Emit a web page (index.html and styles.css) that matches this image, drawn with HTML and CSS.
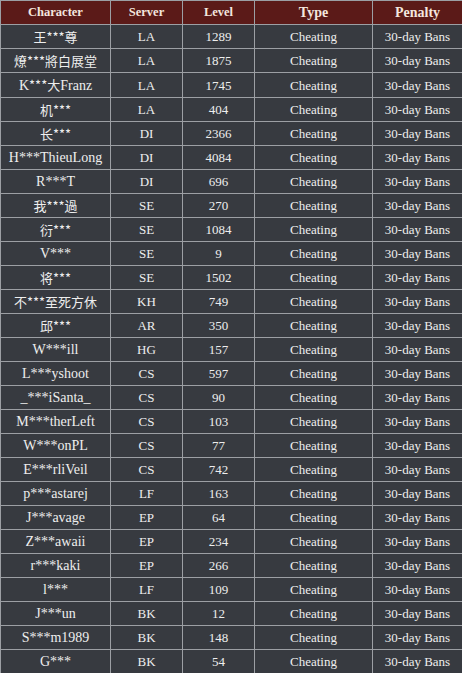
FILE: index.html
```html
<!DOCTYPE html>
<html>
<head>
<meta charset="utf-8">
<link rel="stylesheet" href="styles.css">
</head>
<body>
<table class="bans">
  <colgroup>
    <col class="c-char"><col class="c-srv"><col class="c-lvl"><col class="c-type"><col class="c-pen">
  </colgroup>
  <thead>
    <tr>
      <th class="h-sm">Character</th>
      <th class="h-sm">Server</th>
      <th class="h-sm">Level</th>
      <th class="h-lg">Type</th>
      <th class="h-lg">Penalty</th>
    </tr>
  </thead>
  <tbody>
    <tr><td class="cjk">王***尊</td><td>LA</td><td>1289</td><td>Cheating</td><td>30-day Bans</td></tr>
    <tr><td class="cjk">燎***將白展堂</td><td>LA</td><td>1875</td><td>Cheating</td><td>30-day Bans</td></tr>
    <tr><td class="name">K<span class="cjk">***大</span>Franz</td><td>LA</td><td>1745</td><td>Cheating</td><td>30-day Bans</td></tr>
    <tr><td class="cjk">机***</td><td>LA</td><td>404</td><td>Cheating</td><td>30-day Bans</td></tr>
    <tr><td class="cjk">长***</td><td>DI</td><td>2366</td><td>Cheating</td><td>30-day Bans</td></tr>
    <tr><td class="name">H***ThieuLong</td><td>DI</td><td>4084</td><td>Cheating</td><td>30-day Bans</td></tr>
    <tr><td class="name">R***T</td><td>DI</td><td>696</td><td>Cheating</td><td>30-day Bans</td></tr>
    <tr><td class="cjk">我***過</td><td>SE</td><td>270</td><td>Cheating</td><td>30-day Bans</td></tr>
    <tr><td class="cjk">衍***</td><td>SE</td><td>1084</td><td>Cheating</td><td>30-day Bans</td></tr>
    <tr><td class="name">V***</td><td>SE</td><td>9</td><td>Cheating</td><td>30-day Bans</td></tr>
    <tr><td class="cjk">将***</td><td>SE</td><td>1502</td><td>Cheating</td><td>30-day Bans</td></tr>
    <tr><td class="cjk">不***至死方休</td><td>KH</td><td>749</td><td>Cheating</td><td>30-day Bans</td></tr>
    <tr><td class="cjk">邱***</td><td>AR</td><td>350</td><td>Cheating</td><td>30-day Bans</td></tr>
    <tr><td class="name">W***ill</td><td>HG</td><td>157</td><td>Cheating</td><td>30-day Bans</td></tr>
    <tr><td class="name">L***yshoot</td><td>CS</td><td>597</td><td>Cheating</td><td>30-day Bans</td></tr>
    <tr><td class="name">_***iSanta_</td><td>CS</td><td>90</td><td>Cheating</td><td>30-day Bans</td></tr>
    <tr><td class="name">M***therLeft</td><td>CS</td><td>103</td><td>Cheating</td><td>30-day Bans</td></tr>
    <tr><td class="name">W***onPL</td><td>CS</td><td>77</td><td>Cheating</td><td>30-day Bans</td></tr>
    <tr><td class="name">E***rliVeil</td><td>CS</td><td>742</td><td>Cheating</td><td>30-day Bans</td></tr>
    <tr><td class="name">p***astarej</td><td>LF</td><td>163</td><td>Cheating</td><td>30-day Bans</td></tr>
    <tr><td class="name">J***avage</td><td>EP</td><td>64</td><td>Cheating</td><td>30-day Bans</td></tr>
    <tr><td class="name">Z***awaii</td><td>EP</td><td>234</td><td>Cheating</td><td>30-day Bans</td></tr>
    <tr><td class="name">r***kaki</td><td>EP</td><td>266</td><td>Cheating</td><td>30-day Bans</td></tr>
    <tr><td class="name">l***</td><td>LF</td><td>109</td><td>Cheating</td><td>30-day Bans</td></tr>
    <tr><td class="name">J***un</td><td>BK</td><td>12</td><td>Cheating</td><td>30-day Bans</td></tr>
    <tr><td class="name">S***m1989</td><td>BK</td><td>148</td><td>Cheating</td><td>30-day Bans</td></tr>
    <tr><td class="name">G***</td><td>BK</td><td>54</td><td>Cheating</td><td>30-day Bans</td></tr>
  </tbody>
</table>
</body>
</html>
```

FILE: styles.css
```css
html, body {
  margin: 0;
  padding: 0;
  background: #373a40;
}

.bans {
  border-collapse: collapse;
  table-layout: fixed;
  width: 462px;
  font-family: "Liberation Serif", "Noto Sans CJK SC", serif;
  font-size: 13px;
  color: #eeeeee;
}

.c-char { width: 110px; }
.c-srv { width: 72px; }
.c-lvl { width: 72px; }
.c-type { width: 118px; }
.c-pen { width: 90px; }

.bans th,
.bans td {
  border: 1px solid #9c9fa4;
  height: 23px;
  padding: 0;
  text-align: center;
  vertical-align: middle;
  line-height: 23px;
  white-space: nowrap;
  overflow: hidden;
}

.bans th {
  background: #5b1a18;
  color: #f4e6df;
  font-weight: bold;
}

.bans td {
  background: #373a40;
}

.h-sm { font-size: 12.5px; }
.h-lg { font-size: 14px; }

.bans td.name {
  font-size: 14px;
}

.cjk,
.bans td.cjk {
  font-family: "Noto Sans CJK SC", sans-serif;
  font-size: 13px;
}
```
--------
Required work: Restate the listing above word for word, and skip the pictures.

Full response:
Emit a web page (index.html and styles.css) that matches this image, drawn with HTML and CSS.
FILE: index.html
```html
<!DOCTYPE html>
<html>
<head>
<meta charset="utf-8">
<link rel="stylesheet" href="styles.css">
</head>
<body>
<table class="bans">
  <colgroup>
    <col class="c-char"><col class="c-srv"><col class="c-lvl"><col class="c-type"><col class="c-pen">
  </colgroup>
  <thead>
    <tr>
      <th class="h-sm">Character</th>
      <th class="h-sm">Server</th>
      <th class="h-sm">Level</th>
      <th class="h-lg">Type</th>
      <th class="h-lg">Penalty</th>
    </tr>
  </thead>
  <tbody>
    <tr><td class="cjk">王***尊</td><td>LA</td><td>1289</td><td>Cheating</td><td>30-day Bans</td></tr>
    <tr><td class="cjk">燎***將白展堂</td><td>LA</td><td>1875</td><td>Cheating</td><td>30-day Bans</td></tr>
    <tr><td class="name">K<span class="cjk">***大</span>Franz</td><td>LA</td><td>1745</td><td>Cheating</td><td>30-day Bans</td></tr>
    <tr><td class="cjk">机***</td><td>LA</td><td>404</td><td>Cheating</td><td>30-day Bans</td></tr>
    <tr><td class="cjk">长***</td><td>DI</td><td>2366</td><td>Cheating</td><td>30-day Bans</td></tr>
    <tr><td class="name">H***ThieuLong</td><td>DI</td><td>4084</td><td>Cheating</td><td>30-day Bans</td></tr>
    <tr><td class="name">R***T</td><td>DI</td><td>696</td><td>Cheating</td><td>30-day Bans</td></tr>
    <tr><td class="cjk">我***過</td><td>SE</td><td>270</td><td>Cheating</td><td>30-day Bans</td></tr>
    <tr><td class="cjk">衍***</td><td>SE</td><td>1084</td><td>Cheating</td><td>30-day Bans</td></tr>
    <tr><td class="name">V***</td><td>SE</td><td>9</td><td>Cheating</td><td>30-day Bans</td></tr>
    <tr><td class="cjk">将***</td><td>SE</td><td>1502</td><td>Cheating</td><td>30-day Bans</td></tr>
    <tr><td class="cjk">不***至死方休</td><td>KH</td><td>749</td><td>Cheating</td><td>30-day Bans</td></tr>
    <tr><td class="cjk">邱***</td><td>AR</td><td>350</td><td>Cheating</td><td>30-day Bans</td></tr>
    <tr><td class="name">W***ill</td><td>HG</td><td>157</td><td>Cheating</td><td>30-day Bans</td></tr>
    <tr><td class="name">L***yshoot</td><td>CS</td><td>597</td><td>Cheating</td><td>30-day Bans</td></tr>
    <tr><td class="name">_***iSanta_</td><td>CS</td><td>90</td><td>Cheating</td><td>30-day Bans</td></tr>
    <tr><td class="name">M***therLeft</td><td>CS</td><td>103</td><td>Cheating</td><td>30-day Bans</td></tr>
    <tr><td class="name">W***onPL</td><td>CS</td><td>77</td><td>Cheating</td><td>30-day Bans</td></tr>
    <tr><td class="name">E***rliVeil</td><td>CS</td><td>742</td><td>Cheating</td><td>30-day Bans</td></tr>
    <tr><td class="name">p***astarej</td><td>LF</td><td>163</td><td>Cheating</td><td>30-day Bans</td></tr>
    <tr><td class="name">J***avage</td><td>EP</td><td>64</td><td>Cheating</td><td>30-day Bans</td></tr>
    <tr><td class="name">Z***awaii</td><td>EP</td><td>234</td><td>Cheating</td><td>30-day Bans</td></tr>
    <tr><td class="name">r***kaki</td><td>EP</td><td>266</td><td>Cheating</td><td>30-day Bans</td></tr>
    <tr><td class="name">l***</td><td>LF</td><td>109</td><td>Cheating</td><td>30-day Bans</td></tr>
    <tr><td class="name">J***un</td><td>BK</td><td>12</td><td>Cheating</td><td>30-day Bans</td></tr>
    <tr><td class="name">S***m1989</td><td>BK</td><td>148</td><td>Cheating</td><td>30-day Bans</td></tr>
    <tr><td class="name">G***</td><td>BK</td><td>54</td><td>Cheating</td><td>30-day Bans</td></tr>
  </tbody>
</table>
</body>
</html>
```

FILE: styles.css
```css
html, body {
  margin: 0;
  padding: 0;
  background: #373a40;
}

.bans {
  border-collapse: collapse;
  table-layout: fixed;
  width: 462px;
  font-family: "Liberation Serif", "Noto Sans CJK SC", serif;
  font-size: 13px;
  color: #eeeeee;
}

.c-char { width: 110px; }
.c-srv { width: 72px; }
.c-lvl { width: 72px; }
.c-type { width: 118px; }
.c-pen { width: 90px; }

.bans th,
.bans td {
  border: 1px solid #9c9fa4;
  height: 23px;
  padding: 0;
  text-align: center;
  vertical-align: middle;
  line-height: 23px;
  white-space: nowrap;
  overflow: hidden;
}

.bans th {
  background: #5b1a18;
  color: #f4e6df;
  font-weight: bold;
}

.bans td {
  background: #373a40;
}

.h-sm { font-size: 12.5px; }
.h-lg { font-size: 14px; }

.bans td.name {
  font-size: 14px;
}

.cjk,
.bans td.cjk {
  font-family: "Noto Sans CJK SC", sans-serif;
  font-size: 13px;
}
```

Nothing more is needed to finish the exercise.